Whilst it is essential to write a cover letter to accompany your résumé if you are applying for a permanent role, it is not so important if you are applying for a contract role. So bear this in mind if you are applying for a contractor position within the IT industry – ultimately the choice is yours.
A cover letter achieves a number of basic but important things:
- Makes it clear which role you are applying for
- Makes it clear which person (HR Manager, Line Manager or recruitment consultant) you are applying to
- Demonstrates your desire and fit for the role in question
In some instances a cover letter can really enhance your application. These are:
- When you know the name of the person hiring
- When you know something about the job requirement
- When you’ve been personally referred (which might include 1 and 2)
In each of these cases it is important to mention your relationship with the person hiring/referring you or what you know of the role and how e.g. you may know somebody who has worked in the role/team/company. This will undoubtedly add weight to your application and could secure you an interview.

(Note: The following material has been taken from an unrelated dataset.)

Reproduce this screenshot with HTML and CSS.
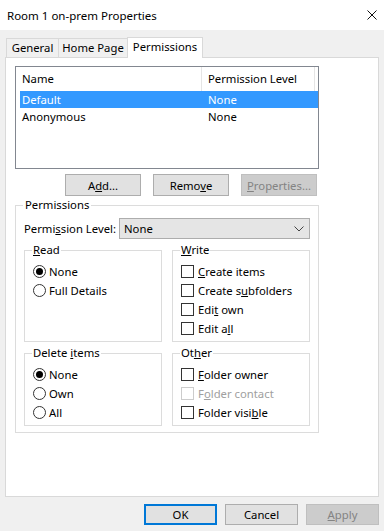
FILE: index.html
```html
<!DOCTYPE html>
<html lang="en">
<head>
  <meta charset="UTF-8">
  <title>Room 1 on-prem Properties</title>
  <link rel="stylesheet" href="styles.css">
</head>
<body>
  <div class="titlebar">
    <span class="title">Room 1 on-prem Properties</span>
    <svg class="close" width="10" height="10" viewBox="0 0 10 10">
      <path d="M0.5 0.5 L9.5 9.5 M9.5 0.5 L0.5 9.5" stroke="#111" stroke-width="1" fill="none"/>
    </svg>
  </div>

  <div class="dialog">
    <div class="tabs">
      <div class="tab general">General</div>
      <div class="tab home">Home Page</div>
      <div class="tab active">Permissions</div>
    </div>

    <div class="panel">
      <div class="listview">
        <div class="lv-head">
          <div class="col-name">Name</div>
          <div class="col-level">Permission Level</div>
        </div>
        <div class="lv-row selected">
          <div class="col-name">Default</div>
          <div class="col-level">None</div>
        </div>
        <div class="lv-row">
          <div class="col-name">Anonymous</div>
          <div class="col-level">None</div>
        </div>
      </div>

      <div class="list-buttons">
        <button class="btn">A<u>d</u>d...</button>
        <button class="btn">Remo<u>v</u>e</button>
        <button class="btn disabled"><u>P</u>roperties...</button>
      </div>

      <fieldset class="group perms">
        <legend>Permissions</legend>
        <div class="level-row">
          <span class="level-label">Permi<u>s</u>sion Level:</span>
          <div class="combo">
            <span>None</span>
            <svg width="10" height="6" viewBox="0 0 10 6">
              <path d="M0.5 0.5 L5 5 L9.5 0.5" stroke="#444" stroke-width="1" fill="none"/>
            </svg>
          </div>
        </div>

        <div class="subgroups">
          <fieldset class="group sub">
            <legend><u>R</u>ead</legend>
            <div class="opt"><span class="radio checked"></span><span>None</span></div>
            <div class="opt"><span class="radio"></span><span>Full Details</span></div>
          </fieldset>

          <fieldset class="group sub">
            <legend><u>W</u>rite</legend>
            <div class="opt"><span class="check"></span><span><u>C</u>reate items</span></div>
            <div class="opt"><span class="check"></span><span>Create s<u>u</u>bfolders</span></div>
            <div class="opt"><span class="check"></span><span>Edi<u>t</u> own</span></div>
            <div class="opt"><span class="check"></span><span>Edit a<u>l</u>l</span></div>
          </fieldset>

          <fieldset class="group sub">
            <legend>Delete <u>i</u>tems</legend>
            <div class="opt"><span class="radio checked"></span><span>None</span></div>
            <div class="opt"><span class="radio"></span><span>Own</span></div>
            <div class="opt"><span class="radio"></span><span>All</span></div>
          </fieldset>

          <fieldset class="group sub">
            <legend>Ot<u>h</u>er</legend>
            <div class="opt"><span class="check"></span><span><u>F</u>older owner</span></div>
            <div class="opt off"><span class="check"></span><span>F<u>o</u>lder contact</span></div>
            <div class="opt"><span class="check"></span><span>Folder visi<u>b</u>le</span></div>
          </fieldset>
        </div>
      </fieldset>
    </div>

    <div class="footer">
      <button class="btn default">OK</button>
      <button class="btn">Cancel</button>
      <button class="btn disabled"><u>A</u>pply</button>
    </div>
  </div>
</body>
</html>
```

FILE: styles.css
```css
body {
  margin: 0;
  width: 384px;
  height: 531px;
  background: #f0f0f0;
  font-family: 'Noto Sans', 'Liberation Sans', sans-serif;
  font-size: 11.3px;
  color: #000;
  overflow: hidden;
}

u {
  text-underline-offset: 1px;
}

.titlebar {
  height: 30px;
  background: #fff;
  display: flex;
  align-items: center;
  justify-content: space-between;
  padding: 0 7px 0 7px;
}

.title {
  font-size: 11.5px;
}

.close {
  display: block;
}

.dialog {
  padding: 7px 0 0 5px;
}

/* tabs */
.tabs {
  display: flex;
  align-items: flex-end;
  height: 20px;
  padding-left: 1px;
}

.tab {
  height: 19px;
  line-height: 18px;
  text-align: center;
  border: 1px solid #d9d9d9;
  border-bottom: none;
  box-sizing: border-box;
  background: #f0f0f0;
  margin-left: -1px;
}

.tab.general {
  margin-left: 0;
  width: 53px;
}

.tab.home {
  width: 70px;
}

.tab.active {
  width: 76px;
  height: 21px;
  line-height: 17px;
  background: #fff;
  margin-bottom: -1px;
  position: relative;
  z-index: 1;
}

.panel {
  width: 374px;
  height: 440px;
  box-sizing: border-box;
  background: #fff;
  border: 1px solid #d9d9d9;
  padding: 8px 0 0 9px;
}

/* list view */
.listview {
  width: 304px;
  height: 103px;
  box-sizing: border-box;
  border: 1px solid #828790;
}

.lv-head {
  display: flex;
  height: 24px;
  line-height: 24px;
}

.lv-head .col-name {
  width: 179px;
  padding-left: 6px;
  border-right: 1px solid #e5e5e5;
}

.lv-head .col-level {
  width: 106px;
  padding-left: 6px;
  border-right: 1px solid #e5e5e5;
}

.lv-row {
  display: flex;
  height: 17px;
  line-height: 17px;
  margin-left: 4px;
}

.lv-row .col-name {
  width: 180px;
  padding-left: 2px;
}

.lv-row .col-level {
  width: 109px;
  padding-left: 6px;
}

.lv-row.selected {
  background: #3399ff;
  color: #fff;
}

/* buttons */
.btn {
  font-family: inherit;
  font-size: 11.3px;
  color: #000;
  background: #e1e1e1;
  border: 1px solid #adadad;
  height: 22px;
  padding: 0;
  margin: 0;
  box-sizing: border-box;
}

.btn.disabled {
  background: #cccccc;
  border-color: #bfbfbf;
  color: #838383;
}

.btn.default {
  border: 2px solid #0078d7;
}

.list-buttons {
  display: flex;
  gap: 12px;
  padding-left: 50px;
  margin-top: 5px;
}

.list-buttons .btn {
  width: 76px;
}

/* group boxes */
.group {
  margin: 0;
  border: 1px solid #dcdcdc;
  min-width: 0;
  box-sizing: border-box;
}

.group legend {
  line-height: 14px;
  padding: 0 2px;
}

.perms {
  width: 304px;
  margin-top: 2px;
  padding: 6px 7px 6px 8px;
}

.perms > legend {
  margin-left: -1px;
}

.level-row {
  display: flex;
  align-items: center;
  height: 21px;
}

.level-label {
  width: 95px;
  white-space: nowrap;
}

.combo {
  width: 191px;
  height: 21px;
  box-sizing: border-box;
  background: #e5e5e5;
  border: 1px solid #adadad;
  display: flex;
  align-items: center;
  justify-content: space-between;
  padding: 0 5px 0 4px;
}

.subgroups {
  display: grid;
  grid-template-columns: 138px 138px;
  column-gap: 10px;
  row-gap: 4px;
  margin-top: 4px;
}

.sub {
  padding: 5px 4px 3px 8px;
}

.sub legend {
  margin-left: -1px;
  padding: 0 1px;
}

.opt {
  display: flex;
  align-items: center;
  height: 19px;
  white-space: nowrap;
}

.radio {
  width: 13px;
  height: 13px;
  box-sizing: border-box;
  border: 1px solid #333;
  border-radius: 50%;
  background: #fff;
  margin-right: 3px;
  display: flex;
  align-items: center;
  justify-content: center;
}

.radio.checked::after {
  content: '';
  width: 7px;
  height: 7px;
  border-radius: 50%;
  background: #000;
}

.check {
  width: 13px;
  height: 13px;
  box-sizing: border-box;
  border: 1px solid #333;
  background: #fff;
  margin-right: 4px;
}

.opt.off {
  color: #a0a0a0;
}

.opt.off .check {
  border-color: #cccccc;
}

/* footer */
.footer {
  display: flex;
  justify-content: flex-end;
  gap: 8px;
  padding: 7px 5px 0 0;
}

.footer .btn {
  width: 73px;
  height: 21px;
}
```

Firstly here are some tips on what NOT to do when writing a cover letter:
- Forget to proof-read.
- Get ANY basic details wrong e.g. job title, company name, salutation
- Use an outdated greeting e.g. Dear Sir or Madam. If you do not have a name, use the department or a generic term such as Dear Recruiter. Address women as ‘Ms” never “Mrs’
- Go on too long. A 3 to 4 paragraph cover letter is adequate
- Use a form letter. Never a good idea as this screams lack of effort
- Turn your cover letter into a copy of your résumé
Now here is an idea of what to include:
Start the cover letter by stating your postal address and date. Also provide a personal email address and mobile and/or home phone number so that you can be easily contacted. Next add the recipient’s name, designation, company name and address below your details. This may be for the company where the role exists or through a recruitment agency or other third party.
It is important to remember that a Hiring Manager/recruitment consultant will have a few minutes to quickly glance through your résumé, so the first paragraph of your cover letter should include the details of the job you are applying for, the most relevant technical skills you have acquired which match the role and the interpersonal and business skills / experience that make you eligible for the job.
The second paragraph of your cover letter should succinctly mention details of previous work experience and projects. Dependent upon your IT experience and focus, you must balance the emphasis across technical, interpersonal and business skills. For example a Test Analyst role will include a focus on the technical skills, listing the most relevant and proficiency. A Pre-Sales role on the other hand will place an emphasis business skills / experience, projects worked on / scope and markets.
Ideally, in your third paragraph you would hone in on a specific achievement which you feel is particularly relevant to the role. Quantify each success in terms such as budget, deadline, scale, increase sales / productivity or cost savings.
For graduates with little or no work experience, you will need to focus on technologies and proficiency level in each. Explain the projects you have been involved with and the details of your contributions. Avoid mentioning software languages that you are not well versed with. You could also mention attendance at IT seminars on emerging new technologies or other technical topics which demonstrate your enthusiasm and breadth of knowledge.
Always end your letter in the final paragraph by thanking the Hiring Manager/recruitment consultant for considering you for the job opening and mention your interest in attending an interview. Make sure you sign the letter before sending it (if not electronic) and provide the details of the documents enclosed in the letter.
A cover letter is simply an essential support document which needs to be accurate, focussed and relevant.